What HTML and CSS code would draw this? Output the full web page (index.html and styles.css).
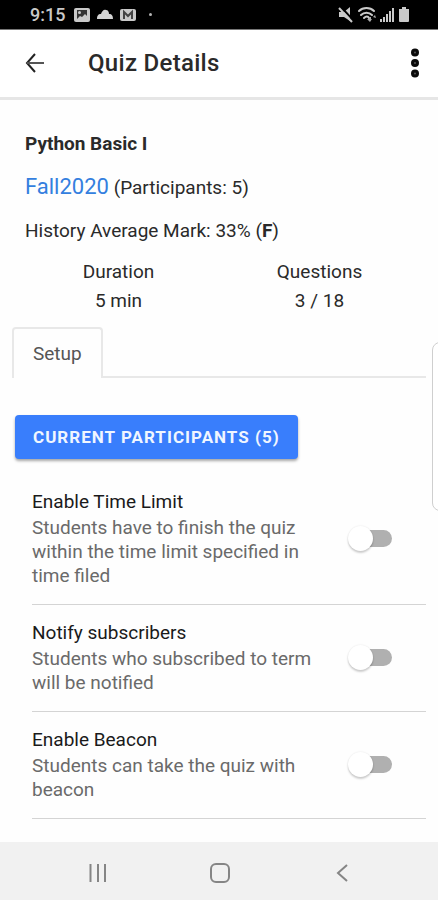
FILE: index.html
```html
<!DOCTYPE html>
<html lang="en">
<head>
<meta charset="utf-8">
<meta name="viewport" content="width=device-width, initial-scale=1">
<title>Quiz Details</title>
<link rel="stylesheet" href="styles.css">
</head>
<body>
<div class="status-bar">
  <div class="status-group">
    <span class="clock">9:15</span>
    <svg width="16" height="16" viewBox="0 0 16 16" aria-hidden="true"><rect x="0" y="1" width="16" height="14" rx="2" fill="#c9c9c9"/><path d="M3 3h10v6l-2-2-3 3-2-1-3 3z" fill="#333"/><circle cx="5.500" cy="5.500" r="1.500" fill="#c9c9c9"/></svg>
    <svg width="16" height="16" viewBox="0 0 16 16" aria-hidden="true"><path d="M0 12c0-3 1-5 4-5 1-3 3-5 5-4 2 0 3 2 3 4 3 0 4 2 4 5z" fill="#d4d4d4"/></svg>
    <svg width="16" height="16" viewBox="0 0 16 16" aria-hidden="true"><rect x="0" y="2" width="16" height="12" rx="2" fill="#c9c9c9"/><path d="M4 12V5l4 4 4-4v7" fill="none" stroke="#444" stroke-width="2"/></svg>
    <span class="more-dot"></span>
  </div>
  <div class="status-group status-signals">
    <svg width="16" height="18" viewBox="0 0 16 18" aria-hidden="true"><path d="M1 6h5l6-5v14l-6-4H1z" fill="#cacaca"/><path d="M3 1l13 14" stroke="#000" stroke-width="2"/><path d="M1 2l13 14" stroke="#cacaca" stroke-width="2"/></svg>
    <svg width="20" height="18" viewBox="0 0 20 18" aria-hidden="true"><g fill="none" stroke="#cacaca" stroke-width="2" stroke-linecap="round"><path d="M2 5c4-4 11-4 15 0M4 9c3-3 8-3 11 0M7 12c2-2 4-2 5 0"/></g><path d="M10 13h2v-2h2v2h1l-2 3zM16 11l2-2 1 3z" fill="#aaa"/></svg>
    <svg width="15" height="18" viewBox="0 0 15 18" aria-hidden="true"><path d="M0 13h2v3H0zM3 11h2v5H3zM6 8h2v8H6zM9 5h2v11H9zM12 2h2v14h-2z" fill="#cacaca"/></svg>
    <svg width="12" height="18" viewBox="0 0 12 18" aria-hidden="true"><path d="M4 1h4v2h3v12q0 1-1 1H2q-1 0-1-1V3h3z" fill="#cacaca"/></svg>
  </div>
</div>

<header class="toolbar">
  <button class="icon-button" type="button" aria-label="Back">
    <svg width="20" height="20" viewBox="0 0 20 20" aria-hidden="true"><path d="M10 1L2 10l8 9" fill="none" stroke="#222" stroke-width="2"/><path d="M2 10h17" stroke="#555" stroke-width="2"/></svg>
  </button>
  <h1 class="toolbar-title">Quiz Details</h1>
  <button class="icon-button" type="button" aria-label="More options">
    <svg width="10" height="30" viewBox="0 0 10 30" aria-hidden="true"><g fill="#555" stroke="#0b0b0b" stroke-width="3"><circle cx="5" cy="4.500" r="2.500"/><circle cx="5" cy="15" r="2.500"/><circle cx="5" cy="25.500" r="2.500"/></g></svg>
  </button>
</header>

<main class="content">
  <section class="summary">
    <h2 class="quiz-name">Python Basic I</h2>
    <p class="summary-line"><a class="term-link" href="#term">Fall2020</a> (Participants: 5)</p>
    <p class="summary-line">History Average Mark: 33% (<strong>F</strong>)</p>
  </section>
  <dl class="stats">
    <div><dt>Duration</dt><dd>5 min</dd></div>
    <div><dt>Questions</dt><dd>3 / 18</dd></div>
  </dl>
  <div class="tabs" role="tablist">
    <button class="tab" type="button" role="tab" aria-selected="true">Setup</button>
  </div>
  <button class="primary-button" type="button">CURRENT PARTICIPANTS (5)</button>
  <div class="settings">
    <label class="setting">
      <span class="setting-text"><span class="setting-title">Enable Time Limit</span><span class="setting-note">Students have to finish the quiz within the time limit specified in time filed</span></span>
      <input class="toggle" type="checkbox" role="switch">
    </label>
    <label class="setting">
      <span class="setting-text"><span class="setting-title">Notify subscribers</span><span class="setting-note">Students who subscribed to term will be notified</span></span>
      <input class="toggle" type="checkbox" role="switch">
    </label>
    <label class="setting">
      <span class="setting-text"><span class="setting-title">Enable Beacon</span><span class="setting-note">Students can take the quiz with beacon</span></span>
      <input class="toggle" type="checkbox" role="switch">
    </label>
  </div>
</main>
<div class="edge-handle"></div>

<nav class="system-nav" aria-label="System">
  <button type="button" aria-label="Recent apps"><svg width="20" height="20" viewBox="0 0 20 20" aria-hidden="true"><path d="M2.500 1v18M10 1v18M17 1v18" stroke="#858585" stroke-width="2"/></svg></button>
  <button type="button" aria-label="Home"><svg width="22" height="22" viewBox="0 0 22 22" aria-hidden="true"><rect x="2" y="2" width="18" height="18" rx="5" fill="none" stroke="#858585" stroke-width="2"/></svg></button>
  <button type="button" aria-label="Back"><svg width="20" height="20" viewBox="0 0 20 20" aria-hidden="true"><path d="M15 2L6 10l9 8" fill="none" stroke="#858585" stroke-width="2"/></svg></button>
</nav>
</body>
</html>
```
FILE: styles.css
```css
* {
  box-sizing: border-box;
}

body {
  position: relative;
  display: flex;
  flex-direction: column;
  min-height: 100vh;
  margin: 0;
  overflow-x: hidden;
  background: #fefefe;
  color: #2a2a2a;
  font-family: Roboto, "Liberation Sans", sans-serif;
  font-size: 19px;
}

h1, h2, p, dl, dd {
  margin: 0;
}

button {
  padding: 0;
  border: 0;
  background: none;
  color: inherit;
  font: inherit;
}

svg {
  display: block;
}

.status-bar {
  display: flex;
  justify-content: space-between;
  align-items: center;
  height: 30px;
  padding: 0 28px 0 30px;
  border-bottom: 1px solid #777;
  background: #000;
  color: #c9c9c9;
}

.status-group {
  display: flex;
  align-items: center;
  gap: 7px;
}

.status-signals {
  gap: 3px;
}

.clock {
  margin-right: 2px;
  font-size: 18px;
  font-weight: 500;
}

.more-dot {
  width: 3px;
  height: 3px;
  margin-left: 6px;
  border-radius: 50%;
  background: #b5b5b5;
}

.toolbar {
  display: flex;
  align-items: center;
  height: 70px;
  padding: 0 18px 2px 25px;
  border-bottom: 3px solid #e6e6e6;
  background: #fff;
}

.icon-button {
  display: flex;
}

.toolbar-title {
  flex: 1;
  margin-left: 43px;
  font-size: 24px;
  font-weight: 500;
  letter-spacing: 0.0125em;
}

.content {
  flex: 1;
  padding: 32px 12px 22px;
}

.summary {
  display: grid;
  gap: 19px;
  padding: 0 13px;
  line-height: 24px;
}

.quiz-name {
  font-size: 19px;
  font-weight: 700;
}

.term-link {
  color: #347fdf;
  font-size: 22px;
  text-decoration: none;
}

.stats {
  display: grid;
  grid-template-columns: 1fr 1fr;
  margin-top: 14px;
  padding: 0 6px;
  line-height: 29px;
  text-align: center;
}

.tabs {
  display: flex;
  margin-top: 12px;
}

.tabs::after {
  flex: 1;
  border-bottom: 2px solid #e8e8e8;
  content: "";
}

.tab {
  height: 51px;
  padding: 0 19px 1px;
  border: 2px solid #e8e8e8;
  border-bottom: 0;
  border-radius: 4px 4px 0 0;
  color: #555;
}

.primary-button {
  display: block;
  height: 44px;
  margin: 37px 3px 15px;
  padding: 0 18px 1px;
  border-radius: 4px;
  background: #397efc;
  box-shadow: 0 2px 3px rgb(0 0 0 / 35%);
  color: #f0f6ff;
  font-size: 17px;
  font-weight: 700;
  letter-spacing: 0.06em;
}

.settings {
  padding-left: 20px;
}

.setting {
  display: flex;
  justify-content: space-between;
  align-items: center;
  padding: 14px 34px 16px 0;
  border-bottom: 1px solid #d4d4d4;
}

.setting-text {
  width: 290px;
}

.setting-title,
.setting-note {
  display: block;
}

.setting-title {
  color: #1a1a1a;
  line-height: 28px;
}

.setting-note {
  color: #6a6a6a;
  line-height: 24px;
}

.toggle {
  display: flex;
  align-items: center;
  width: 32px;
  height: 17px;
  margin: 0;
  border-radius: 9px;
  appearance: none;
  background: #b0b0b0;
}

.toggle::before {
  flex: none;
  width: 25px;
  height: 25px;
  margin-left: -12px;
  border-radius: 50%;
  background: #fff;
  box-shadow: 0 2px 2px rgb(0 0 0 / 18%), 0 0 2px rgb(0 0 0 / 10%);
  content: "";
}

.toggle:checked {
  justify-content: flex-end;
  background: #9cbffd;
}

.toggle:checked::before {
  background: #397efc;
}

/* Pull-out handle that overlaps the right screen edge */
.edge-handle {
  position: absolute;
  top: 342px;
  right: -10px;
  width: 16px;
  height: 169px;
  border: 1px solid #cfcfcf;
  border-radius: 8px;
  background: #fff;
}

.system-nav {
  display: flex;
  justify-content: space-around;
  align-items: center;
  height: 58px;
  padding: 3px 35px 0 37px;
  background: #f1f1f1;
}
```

=-=-=-=-=

DIRECTION:
Identify which lines contain the word "index" and copy each one.

OUTPUT OF THE TASK:
What HTML and CSS code would draw this? Output the full web page (index.html and styles.css).
FILE: index.html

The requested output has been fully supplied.